U.S./European tensions over the war on terror are really over how to fight it. The Europeans (even some who are working closely with us) think a "law enforcement" approach would work better than a "military" one. The reasoning is that they recently defeated their domestic terrorists (Red Brigades, Bader-Meinhoff, IRA, ETA, etc.) using the law enforcement approach. This approach denied any possibility of conceding legitimacy to the rebels by declaring that it was a "war," and doesn't open the whole can of worms about who's a "legitimate" and who's an "illegal" combatant.
One could make a case that this worked well in Afghanistan. We asked the Taliban to extradite certain criminals. When they refused, we got UN sanction to intervene, using military forces because ordinary law enforcement resources were unsuited to the task. However, all this was expedited by the September 11, 2001 attacks. Without that motivation, the UN would still be debating the issue.
Of course, the Europeans also have more police muscle than the United States.
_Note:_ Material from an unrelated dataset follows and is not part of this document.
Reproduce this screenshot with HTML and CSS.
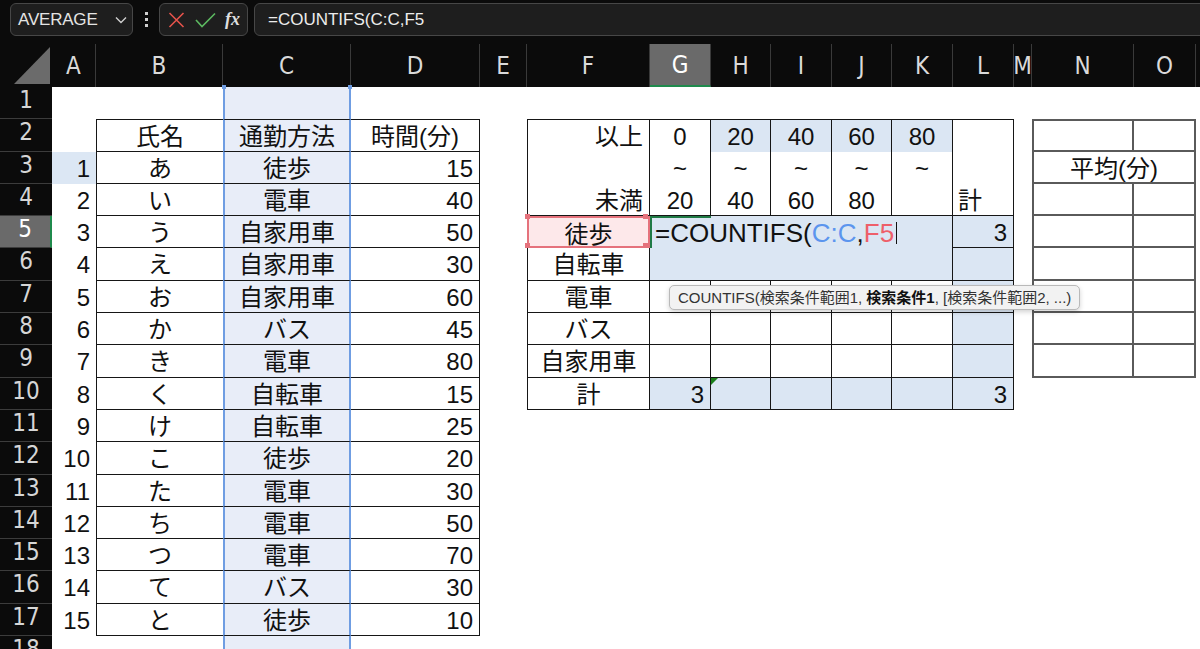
FILE: index.html
```html
<!DOCTYPE html>
<html lang="ja">
  <head>
    <meta charset="utf-8" />
    <title>通勤方法 - COUNTIFS</title>
    <link rel="stylesheet" href="styles.css">
  </head>
  <body>
    <div class="topbar">
      <div class="namebox">
        <span>AVERAGE</span>
        <svg width="12" height="8" viewBox="0 0 12 8"><path d="M1 1.5 L6 6.5 L11 1.5" fill="none" stroke="#cfcfcf" stroke-width="1.4"/></svg>
      </div>
      <div class="grip"><i></i><i></i><i></i></div>
      <div class="fbtns">
        <svg class="cancel" width="17" height="16" viewBox="0 0 17 16"><path d="M1.5 1 L15.5 15 M15.5 1 L1.5 15" stroke="#e5534b" stroke-width="1.6"/></svg>
        <svg class="enter" width="21" height="16" viewBox="0 0 21 16"><path d="M1 8 L7 14.5 L20 1.5" fill="none" stroke="#5cb860" stroke-width="1.6"/></svg>
        <span class="fx">fx</span>
      </div>
      <div class="formula">=COUNTIFS(C:C,F5</div>
    </div>

    <div class="sheet" id="sheet"></div>

    <!-- function hint while editing G5 -->
    <div class="tip">COUNTIFS(検索条件範囲1, <b>検索条件1</b>, [検索条件範囲2, ...)</div>

    <script>
      const cols = "ABCDEFGHIJKLMNOP".split("");
      const cells = {};

      function put(addr, text, cls, span) {
        cells[addr] = { text: text, cls: cls || "", span: span || 1 };
      }

      // left table: 氏名 / 通勤方法 / 時間(分)
      const people = [
        ["あ", "徒歩", 15], ["い", "電車", 40], ["う", "自家用車", 50],
        ["え", "自家用車", 30], ["お", "自家用車", 60], ["か", "バス", 45],
        ["き", "電車", 80], ["く", "自転車", 15], ["け", "自転車", 25],
        ["こ", "徒歩", 20], ["た", "電車", 30], ["ち", "電車", 50],
        ["つ", "電車", 70], ["て", "バス", 30], ["と", "徒歩", 10],
      ];
      put("B2", "氏名", "m bt bl bb");
      put("C2", "通勤方法", "m bt bb");
      put("D2", "時間(分)", "m bt br bb");
      people.forEach(function (p, i) {
        const r = i + 3;
        put("A" + r, String(i + 1), "r" + (r === 3 ? " a3" : ""));
        put("B" + r, p[0], "m bl bb");
        put("C" + r, p[1], "m bb");
        put("D" + r, String(p[2]), "r br bb");
      });

      // right table: 以上 / 未満 bins
      put("F2", "以上", "r bt bl br");
      put("F3", "", "bl br");
      put("F4", "未満", "r bl br bb");
      const lo = ["0", "20", "40", "60", "80"];
      const hi = ["20", "40", "60", "80", ""];
      "GHIJK".split("").forEach(function (c, i) {
        put(c + "2", lo[i], "m bt br" + (i > 0 ? " hl" : ""));
        put(c + "3", "~", "m br");
        put(c + "4", hi[i], "m br bb");
        put(c + "5", "", "hl" + (c === "K" ? " br" : ""));
        put(c + "6", "", "hl bb" + (c === "K" ? " br" : ""));
        for (let r = 7; r <= 9; r++) put(c + r, "", "br bb");
        put(c + "10", "", "hl br bb");
      });
      put("L2", "", "bt br");
      put("L3", "", "br");
      put("L4", "計", "l br bb");
      ["徒歩", "自転車", "電車", "バス", "自家用車", "計"].forEach(function (t, i) {
        put("F" + (i + 5), t, "m bl br bb" + (i === 0 ? " pick" : ""));
        put("L" + (i + 5), "", "hl br bb");
      });
      put("G5", '=COUNTIFS(<span class="ref-c">C:C</span>,<span class="ref-f">F5</span><span class="caret"></span>', "hl edit");
      put("G10", "3", "r hl br bb");
      put("H10", "", "hl br bb flag");
      put("L5", "3", "r hl br bb");
      put("L10", "3", "r hl br bb");

      // 平均 table
      put("N2", "", "gray bt bl br bb");
      put("O2", "", "gray bt br bb");
      put("N3", "平均(分)", "gray m bl br bb", 2);
      for (let r = 4; r <= 9; r++) {
        put("N" + r, "", "gray bl br bb");
        put("O" + r, "", "gray br bb");
      }

      const sheet = document.getElementById("sheet");
      let html = '<div class="hd corner"></div>';
      cols.forEach(function (c) {
        // column P sits past the right edge, its letter is never seen
        const label = c === "P" ? "" : c;
        html += '<div class="hd' + (c === "G" ? " on" : "") + '">' + label + "</div>";
      });
      for (let r = 1; r <= 18; r++) {
        html += '<div class="rh' + (r === 5 ? " on" : "") + '">' + r + "</div>";
        let skip = 0;
        cols.forEach(function (c) {
          if (skip > 0) { skip--; return; }
          const cell = cells[c + r] || { text: "", cls: "", span: 1 };
          let cls = "cell " + cell.cls;
          if (c === "C") cls += " sel";
          if (c === "C" && r === 1) cls += " handles";
          let style = "";
          if (cell.span > 1) {
            style = ' style="grid-column: span ' + cell.span + '"';
            skip = cell.span - 1;
          }
          html += '<div class="' + cls + '"' + style + ">" + cell.text + "</div>";
        });
      }
      sheet.innerHTML = html;
    </script>
  </body>
</html>
```

FILE: styles.css
```css
* {
  box-sizing: border-box;
}

body {
  margin: 0;
  height: 649px;
  overflow: hidden;
  background: #0b0b0b;
  font-family: "Liberation Sans", "Noto Sans CJK JP", sans-serif;
  position: relative;
}

/* formula bar */
.topbar {
  height: 44px;
  display: flex;
  align-items: flex-start;
  padding: 3px 0 0 10px;
}

.namebox,
.fbtns,
.formula {
  height: 33px;
  background: #1e1e1e;
  border: 1px solid #474747;
  border-radius: 6px;
  color: #e4e4e4;
  display: flex;
  align-items: center;
}

.namebox {
  width: 123px;
  justify-content: space-between;
  padding: 0 5px 0 7px;
  font-size: 17px;
  letter-spacing: -0.2px;
}

.grip {
  width: 26px;
  height: 33px;
  display: flex;
  flex-direction: column;
  align-items: center;
  justify-content: center;
  gap: 3px;
}

.grip i {
  width: 3px;
  height: 3px;
  background: #cfcfcf;
}

.fbtns {
  width: 89px;
  padding: 0 0 0 8px;
  gap: 10px;
}

.fx {
  font-family: "Liberation Serif", serif;
  font-style: italic;
  font-weight: bold;
  font-size: 18px;
  color: #dedede;
  margin-left: -1px;
}

.formula {
  flex: 1;
  margin: 0 -10px 0 6px;
  padding-left: 13px;
  font-size: 17px;
  color: #ececec;
}

/* grid */
.sheet {
  display: grid;
  grid-template-columns: 52px 44px 127px 128px 129px 47px 123px 61px 60px 61px 60px 61px 61px 18px 102px 62px 100px;
  grid-template-rows: 43px repeat(18, 32.3px);
  background: #fff;
}

.hd {
  background: #0b0b0b;
  color: #dadada;
  border-right: 1px solid #3a3a3a;
  font-family: "DejaVu Sans", sans-serif;
  font-stretch: condensed;
  font-size: 24px;
  display: flex;
  align-items: center;
  justify-content: center;
  overflow: hidden;
  position: relative;
}

.hd.on {
  background: #6a6a6a;
  color: #fff;
  border-bottom: 2px solid #1f8a4c;
}

.corner {
  border-right: none;
}

.corner::after {
  content: "";
  position: absolute;
  left: 14px;
  top: 3px;
  width: 36px;
  height: 37px;
  background: #6b6b6b;
  clip-path: polygon(100% 0, 100% 100%, 0 100%);
}

.rh {
  background: #0b0b0b;
  color: #d6d6d6;
  border-bottom: 1px solid #3c3c3c;
  font-family: "DejaVu Sans", sans-serif;
  font-stretch: condensed;
  font-size: 24px;
  line-height: 26px;
  text-align: center;
}

.rh.on {
  background: #6a6a6a;
  color: #fff;
  border-right: 2px solid #1f8a4c;
}

.cell {
  --line: 1px solid #161616;
  position: relative;
  font-size: 24px;
  line-height: 32px;
  padding: 1px 6px 0;
  color: #111;
  white-space: nowrap;
  overflow: hidden;
}

.cell.gray {
  --line: 2px solid #5a5a5a;
}

.bt { border-top: var(--line); }
.bb { border-bottom: var(--line); }
.bl { border-left: var(--line); }
.br { border-right: var(--line); }

.m { text-align: center; }
.r { text-align: right; }
.l { text-align: left; padding-left: 5px; }

.sel {
  background: #e8edf8;
  border-left: 2px solid #6f9de2;
  border-right: 2px solid #6f9de2;
}

.handles {
  overflow: visible;
}

.handles::before,
.handles::after {
  content: "";
  position: absolute;
  top: -2px;
  width: 4px;
  height: 4px;
  background: #6f9de2;
}

.handles::before { left: -3px; }
.handles::after { right: -3px; }

.hl { background: #dbe6f3; }
.a3 { background: #dce7f4; }

.pick {
  background: #fde8ea;
  border: 2px solid #e5727c;
  overflow: visible;
}

.pick::before {
  content: "";
  position: absolute;
  width: 5px;
  height: 5px;
  background: #e5727c;
  top: -4px;
  left: -4px;
  box-shadow: 118px 0 0 #e5727c, 0 29px 0 #e5727c, 118px 29px 0 #e5727c;
}

.edit {
  overflow: visible;
  z-index: 2;
  border-left: 2px solid #1f7a45;
  border-top: 2px solid #1f7a45;
  padding-left: 3px;
  font-size: 26px;
  line-height: 29px;
}

.ref-c { color: #5b95ee; }
.ref-f { color: #ee5f6a; }

.caret {
  display: inline-block;
  width: 1px;
  height: 22px;
  background: #111;
  margin-left: 2px;
  vertical-align: -2px;
}

.flag::before {
  content: "";
  position: absolute;
  left: 0;
  top: 0;
  border-top: 7px solid #1a7f1a;
  border-right: 7px solid transparent;
}

/* function hint */
.tip {
  position: absolute;
  left: 669px;
  top: 285px;
  height: 25px;
  padding: 0 8px;
  background: #f2f2f2;
  border: 1px solid #b9b9b9;
  border-radius: 5px;
  box-shadow: 0 2px 5px rgba(0, 0, 0, 0.18);
  color: #333;
  font-size: 15px;
  line-height: 23px;
  white-space: nowrap;
  z-index: 3;
}

.tip b {
  color: #111;
}
```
These consist of paramilitary law enforcement agencies, "secret police" (like the masked cops who recently busted the Mafia boss in Sicily, and operated against the IRA in Ulster), stringent anti-terrorism and criminal conspiracy laws, and no posse comitatus act (which prevents the American military from doing any domestic law enforcement work).
The Europeans believe that, even against terrorists possessing a base in another country (like al Qaeda in Afghanistan in 2001), the police methods would still work. This may be true, but it also reveals another European trait, fear of taking the initiative. Europeans are much more risk-averse than Americans. This can be seen in many areas of life, from medicine to business practices. As a result, Europeans see Americans as "reckless", while Americans view Europeans as "timid cowards." Early in the 20th century, Europeans were more adventurous, but that brought about two World Wars, and major thugs like Hitler and Stalin.
The Europeans see themselves as the end result of thousands of years of cultural development. What they avoid admitting is that America is basically an offshoot of that same European culture, but one that ran far ahead of the pack. The most obvious result of that was the first modern democracy (the United States) in the late 18th century, followed by an industrial revolution that, by the late 19th century, was the biggest job producing system the world has ever seen. Europeans don't like to accept the idea Americans have outdone them, because the American attitudes, although derived from European roots, are so different from what the folks back in the "old country" believe. None of this is admitted officially, but go into a pub or cafe, and ask around.